Here’s the good news: believe it or not, sisters and brothers, like the apostles, we are all graced—not just with some “thing,” but with a Person dwelling in us, making us capable of wondrous deeds. Maging sa ating lahat, nananahan at nananatili ang Espiritu ng Dios, kaya nakagagawa tayo ng mga gawain ni Hesus. Paul said, “There are various gifts, but the same Spirit (Person). There are different forms of service, but the same Lord (Person).” So, yes, both priest who prays and frontliner who cares for the sick are equally indwelt by the Spirit. Otherwise, neither could do the first thing to save others. And, by the way, one is not necessarily more indwelt than the other. A family gathered for online mass in Loyola Heights and a family in Payatas that works together to stay alive, are both indwelt by the Spirit. Otherwise, neither would see any meaning in praying together or staying together at all. The Spirit is present in and among people when they’re gathered by a priest in a formal sacrament, yes. But even outside of that, the Spirit is present in every way that a community heals, forgives, shares, and prays—meaning, being the Body of Christ.

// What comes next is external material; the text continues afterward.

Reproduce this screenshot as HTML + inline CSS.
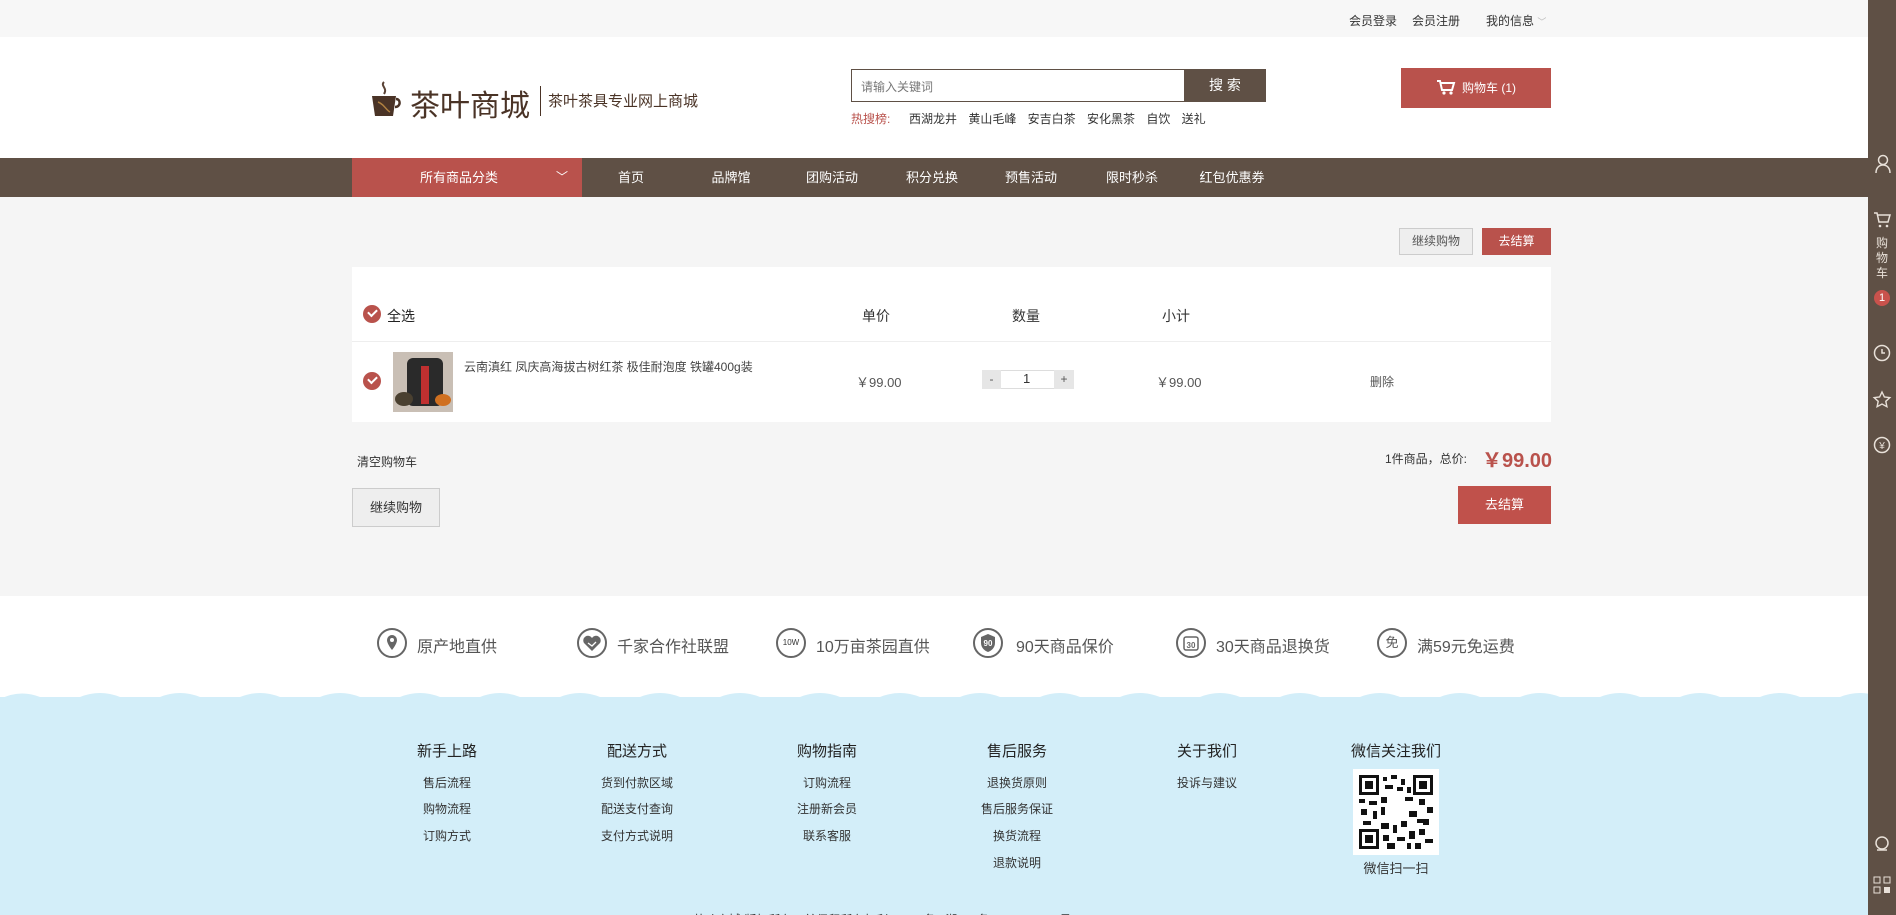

So, Grace is in a family that prays at home. But Grace is also out on the streets with people risking their health to tend a barangay. The Holy Spirit is in the old sisters who whisper Hail Marys while assembling PPEs. But the Holy Spirit is out with the doctors, nurses, attendants who don those PPEs, but can say only a quick prayer before running back to the sick. Grace is with the sick, fighting with them to stay alive because their loved ones are waiting for them at home. And Grace is with those who have gone back to the Father, and are praying for us in turn. The Holy Spirit is in all of us who yearn to be together again in our Churches, and receive the Body of Christ again in our hands and our mouths, to sing together again with friends. Who would’ve thought we would miss all this very much? But Grace is like that. It is the God in us making us yearn for the God in others. That’s what it’s like to be Church.
I have a favorite theologian and he said that Grace is “the indwelling Spirit who communicates Godself to persons.” That’s why for him, Grace is “our deepest constitution as human beings.” Ang pinakabuod daw ng pagiging isang tao ay na pinananahanan tayo ng Diyos (indwelling) na nag-aalay ng sarili Niya sa atin (self-communication). Kaya naman pala, those times we realize how blest we are, no wonder we feel such abundance…despite our poverty. No wonder we feel an overflow…despite our dearth. No wonder we feel an extravagance…despite our miserliness. No wonder we often end up saying, “Sobrang bait ng Diyos”? “Sobrang buti ng Diyos. Sobra-sobrang biyaya.” Grace overflows, dear sisters and brothers, because the Gift that we enjoy is really the Giver himself, the Holy Spirit of Father and Son.
Many fields in the world today are revisiting and redefining their self-understanding under this so-called new normal: the face of education is changing, the face of industry and technology, the face of labor and transport, of health, etc. Maybe it’s also time to revisit our understanding of Grace, sisters and brothers? But this time to remember not to sunder Gift from Giver Himself. The difference might actually renew the face of our faith, and then maybe, renew the face of our being Church, and then, who knows, it can actually be the Spirit renewing the face of the earth. Amen.